Merrick Brown, the city’s current emergency management director, was a private sector consultant in the city at the time. Living in the far south of the city, he wasn’t worried about his own property, but knew the potential for wider disaster was real.

“I remember filling up my bathtub with water just in case,” Brown recalled this month. “I mean, we weren’t supposed to, but I remember that. It didn’t occur, but I remember thinking about that.”

At the time the city response was led off a standing mitigation plan developed by Robinson, which both Schwartzenberger and Brown called advanced for its time, and substantial.

Both men helped update plans afterwards, both surging ahead with permanent berm plans afterward and annual training and tweaks of the operational response.

“Floods are low frequency but have incredibly large consequences,” said Brown. “The better prepared you are, the shorter the recovery afterwards.”

Limiting damage was key in 2013. The CP Rail yard was emptied. Shaw Communications ringed its South Flats location with concrete blocks, but also moved a temporary service centre to a church parking lot on the Southeast Hill. There was concern TV and internet service could be cut off throughout in the city.

City bridges closed to all but emergency vehicles, and excavators knocked debris off bridge supports from above. HALO air rescue stationed its helicopter near a makeshift military hospital set up at the Family Leisure Centre in case of emergency transport to Medicine Hat Regional Hospital.

“There was such collaboration among agencies,” said Schwartzenberger. “But also of neighbours helping neighbours, no matter what their own circumstances were. We all pulled together as a community to help each other out.”

Evacuated residents in the hardest hit sections of the Flats were allowed to return at the beginning of the Canada Day long weekend.

Barricades also came down at city hall, where the integrity of the parkade was a top concern. It housed servers that controlled mapping systems and communications between city crews and managers.

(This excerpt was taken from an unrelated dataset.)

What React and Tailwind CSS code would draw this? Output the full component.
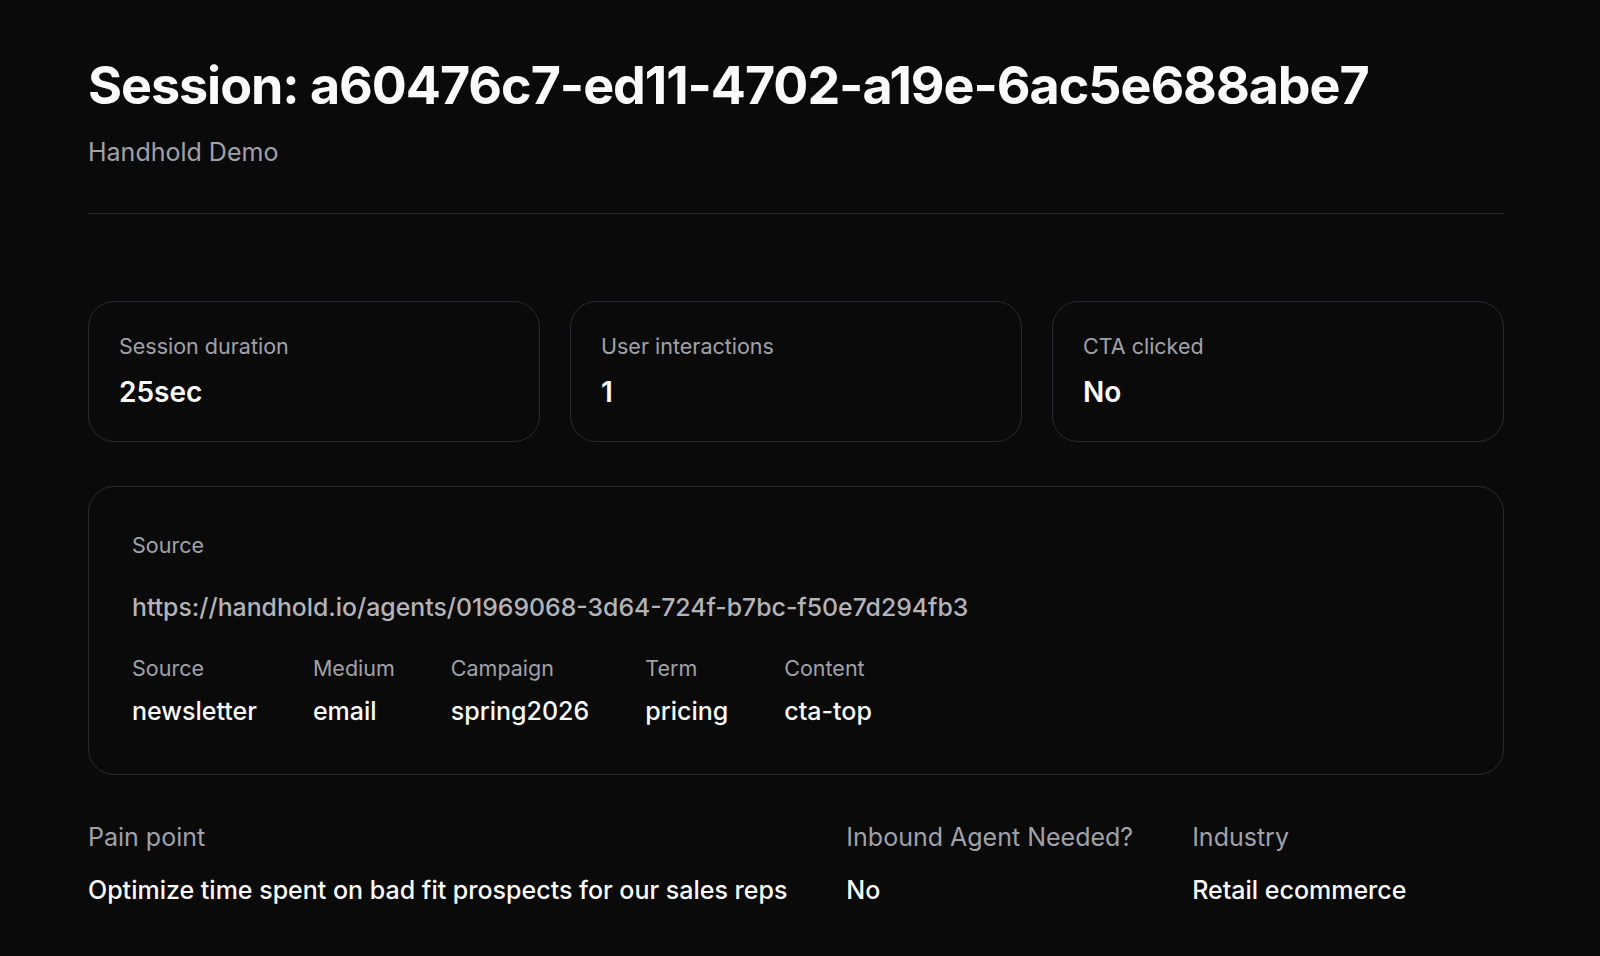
// App.jsx

const stats = [
  { label: "Session duration", value: "25sec" },
  { label: "User interactions", value: "1" },
  { label: "CTA clicked", value: "No" },
];

const utm = [
  { label: "Source", value: "newsletter" },
  { label: "Medium", value: "email" },
  { label: "Campaign", value: "spring2026" },
  { label: "Term", value: "pricing" },
  { label: "Content", value: "cta-top" },
];

const details = [
  { label: "Pain point", value: "Optimize time spent on bad fit prospects for our sales reps" },
  { label: "Inbound Agent Needed?", value: "No" },
  { label: "Industry", value: "Retail ecommerce" },
];

export default function App() {
  return (
    <div
      className="min-h-screen bg-[#0a0a0b] text-[#fafafa]"
      style={{ fontFamily: "Inter, 'Noto Sans', sans-serif" }}
    >
      <div className="pl-[88px] pr-[96px] pt-[55px] pb-10">
        <header className="border-b border-[#27272a] pb-[45px]">
          <h1 className="text-[52px] leading-[62px] font-bold tracking-[-0.02em]">
            Session: a60476c7-ed11-4702-a19e-6ac5e688abe7
          </h1>
          <p className="mt-[19px] text-[25px] leading-8 text-[#a1a1aa]">Handhold Demo</p>
        </header>

        <div className="mt-[87px] grid grid-cols-3 gap-[30px]">
          {stats.map((s) => (
            <div
              key={s.label}
              className="rounded-[26px] border border-[#2a2a2e] pl-[30px] pr-6 pt-[30px] pb-[32px]"
            >
              <div className="text-[21.5px] leading-7 text-[#a1a1aa]">{s.label}</div>
              <div className="mt-[15px] text-[28px] leading-[34px] font-semibold">{s.value}</div>
            </div>
          ))}
        </div>

        <div className="mt-[44px] rounded-[26px] border border-[#2a2a2e] px-[43px] pt-[44px] pb-[47px]">
          <div className="text-[21.5px] leading-7 text-[#a1a1aa]">Source</div>
          <div className="mt-[32px] text-[24.8px] leading-8 font-medium text-[#b4b4b8]">
            https://handhold.io/agents/01969068-3d64-724f-b7bc-f50e7d294fb3
          </div>
          <div className="mt-[31px] flex gap-14">
            {utm.map((u) => (
              <div key={u.label}>
                <div className="text-[21.5px] leading-7 text-[#a1a1aa]">{u.label}</div>
                <div className="mt-[13px] text-[25px] leading-8 font-medium">{u.value}</div>
              </div>
            ))}
          </div>
        </div>

        <div className="mt-[46px] flex gap-[59px]">
          {details.map((d) => (
            <div key={d.label}>
              <div className="text-[25px] leading-8 text-[#a1a1aa]">{d.label}</div>
              <div className="mt-[21px] text-[25px] leading-8 font-medium">{d.value}</div>
            </div>
          ))}
        </div>
      </div>
    </div>
  );
}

Andy McGrogan, now a city councillor, was police chief at the time, and said the biggest concern with the police department was its records management systems.

In the lead-up to the flood, IT workers cleared out a box store of cables and computer accessories to move police operations to the city’s garbage truck maintenance garage in the Southwest Industrial park.

“It was tight, but it worked,” McGrogan said Thursday, noting a sense of camaraderie – that “we were all in the same boat” – developed with his officers and throughout the city’s response and even larger community as well.

“To some degree I thought it also brought everyone together. We were shoulder to shoulder.”